:: Task input ::

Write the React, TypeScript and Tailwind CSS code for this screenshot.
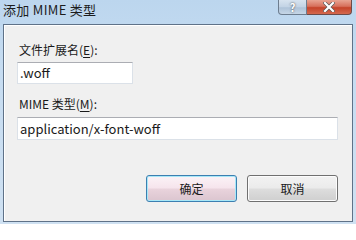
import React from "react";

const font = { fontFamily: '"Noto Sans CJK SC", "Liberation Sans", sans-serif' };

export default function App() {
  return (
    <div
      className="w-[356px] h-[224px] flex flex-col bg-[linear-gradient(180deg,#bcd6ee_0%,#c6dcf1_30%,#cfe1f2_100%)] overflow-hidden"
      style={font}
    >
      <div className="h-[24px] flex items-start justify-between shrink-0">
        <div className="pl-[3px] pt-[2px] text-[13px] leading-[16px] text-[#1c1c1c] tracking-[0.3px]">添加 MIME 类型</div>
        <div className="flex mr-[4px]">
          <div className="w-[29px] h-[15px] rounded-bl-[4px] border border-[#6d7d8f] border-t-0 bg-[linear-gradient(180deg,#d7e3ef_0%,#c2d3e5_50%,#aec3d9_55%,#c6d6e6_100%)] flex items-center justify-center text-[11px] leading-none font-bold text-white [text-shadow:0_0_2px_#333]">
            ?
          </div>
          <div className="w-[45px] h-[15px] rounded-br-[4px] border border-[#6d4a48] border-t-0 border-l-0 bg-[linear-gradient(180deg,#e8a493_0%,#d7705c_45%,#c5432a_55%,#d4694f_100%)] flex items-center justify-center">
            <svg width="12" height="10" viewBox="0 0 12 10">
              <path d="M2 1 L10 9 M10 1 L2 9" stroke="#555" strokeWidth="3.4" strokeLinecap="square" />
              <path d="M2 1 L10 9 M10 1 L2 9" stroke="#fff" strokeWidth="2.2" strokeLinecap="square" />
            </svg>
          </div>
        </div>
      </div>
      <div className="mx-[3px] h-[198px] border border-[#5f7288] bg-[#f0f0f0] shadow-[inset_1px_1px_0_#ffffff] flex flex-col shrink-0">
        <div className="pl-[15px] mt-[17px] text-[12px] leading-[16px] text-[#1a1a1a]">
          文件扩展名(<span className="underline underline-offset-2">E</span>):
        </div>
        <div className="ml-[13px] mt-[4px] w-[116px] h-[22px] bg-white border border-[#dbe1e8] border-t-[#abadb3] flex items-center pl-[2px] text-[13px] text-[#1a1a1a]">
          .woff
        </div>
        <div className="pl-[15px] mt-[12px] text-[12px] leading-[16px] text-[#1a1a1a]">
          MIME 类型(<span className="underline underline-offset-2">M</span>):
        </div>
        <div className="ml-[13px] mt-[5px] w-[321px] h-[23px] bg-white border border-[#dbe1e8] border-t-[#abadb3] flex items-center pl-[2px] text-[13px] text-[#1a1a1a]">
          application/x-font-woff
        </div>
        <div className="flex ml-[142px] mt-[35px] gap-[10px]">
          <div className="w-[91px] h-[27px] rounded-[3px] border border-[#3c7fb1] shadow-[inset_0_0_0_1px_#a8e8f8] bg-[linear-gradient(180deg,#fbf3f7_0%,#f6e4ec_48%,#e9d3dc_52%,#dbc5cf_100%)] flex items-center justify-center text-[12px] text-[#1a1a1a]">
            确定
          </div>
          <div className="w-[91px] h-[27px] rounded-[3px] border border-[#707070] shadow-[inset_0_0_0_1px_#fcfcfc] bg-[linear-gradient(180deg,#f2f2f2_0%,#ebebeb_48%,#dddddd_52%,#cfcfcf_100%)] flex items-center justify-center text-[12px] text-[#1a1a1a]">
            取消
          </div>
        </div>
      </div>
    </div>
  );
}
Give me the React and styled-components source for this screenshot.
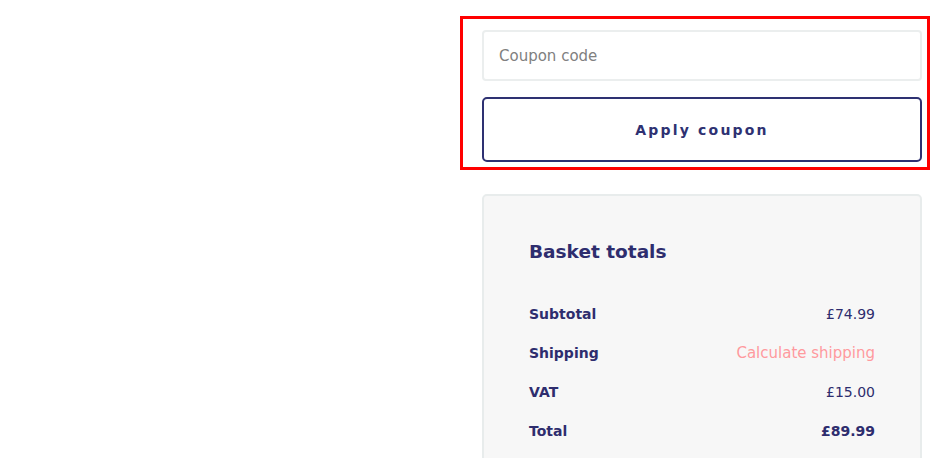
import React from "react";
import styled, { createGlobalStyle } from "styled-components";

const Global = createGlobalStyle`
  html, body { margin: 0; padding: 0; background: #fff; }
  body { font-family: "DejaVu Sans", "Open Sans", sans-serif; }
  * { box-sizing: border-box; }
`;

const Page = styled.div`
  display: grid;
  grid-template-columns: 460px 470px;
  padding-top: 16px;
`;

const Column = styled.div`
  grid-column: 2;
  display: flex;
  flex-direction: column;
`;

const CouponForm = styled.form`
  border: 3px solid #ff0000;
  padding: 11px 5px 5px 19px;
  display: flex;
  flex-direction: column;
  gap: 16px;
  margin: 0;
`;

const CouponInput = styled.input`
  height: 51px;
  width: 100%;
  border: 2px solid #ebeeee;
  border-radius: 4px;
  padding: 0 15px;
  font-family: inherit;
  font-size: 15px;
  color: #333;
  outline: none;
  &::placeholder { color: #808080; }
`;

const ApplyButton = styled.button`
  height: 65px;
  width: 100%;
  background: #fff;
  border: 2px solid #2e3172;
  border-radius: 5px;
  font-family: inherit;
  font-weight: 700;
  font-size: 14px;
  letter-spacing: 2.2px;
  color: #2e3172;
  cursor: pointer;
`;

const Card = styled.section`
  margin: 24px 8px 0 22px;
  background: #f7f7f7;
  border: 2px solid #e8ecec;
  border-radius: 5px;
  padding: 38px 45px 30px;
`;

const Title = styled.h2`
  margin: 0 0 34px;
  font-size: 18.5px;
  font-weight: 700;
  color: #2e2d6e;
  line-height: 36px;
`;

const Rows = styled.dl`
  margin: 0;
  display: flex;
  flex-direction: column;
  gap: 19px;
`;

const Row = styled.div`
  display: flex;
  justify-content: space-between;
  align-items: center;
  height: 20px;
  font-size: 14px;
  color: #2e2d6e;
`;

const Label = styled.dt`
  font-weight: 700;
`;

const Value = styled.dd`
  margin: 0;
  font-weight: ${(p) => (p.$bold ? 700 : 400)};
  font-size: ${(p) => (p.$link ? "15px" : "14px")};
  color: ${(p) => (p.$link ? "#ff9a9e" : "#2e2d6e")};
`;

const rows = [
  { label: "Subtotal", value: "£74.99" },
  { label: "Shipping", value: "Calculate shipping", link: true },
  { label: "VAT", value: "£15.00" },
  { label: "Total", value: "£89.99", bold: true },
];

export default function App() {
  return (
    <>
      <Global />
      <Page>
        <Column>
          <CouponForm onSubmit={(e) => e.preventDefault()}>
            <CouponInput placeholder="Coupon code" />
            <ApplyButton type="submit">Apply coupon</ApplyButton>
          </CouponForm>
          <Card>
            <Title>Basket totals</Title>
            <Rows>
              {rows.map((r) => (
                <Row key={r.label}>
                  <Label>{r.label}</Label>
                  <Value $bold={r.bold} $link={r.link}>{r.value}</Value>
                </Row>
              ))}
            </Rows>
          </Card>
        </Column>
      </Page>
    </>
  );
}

:::

_Direction_: Return only those lines of the records that contain the string "code".

_Written solution_:
Write the React, TypeScript and Tailwind CSS code for this screenshot.
            <CouponInput placeholder="Coupon code" />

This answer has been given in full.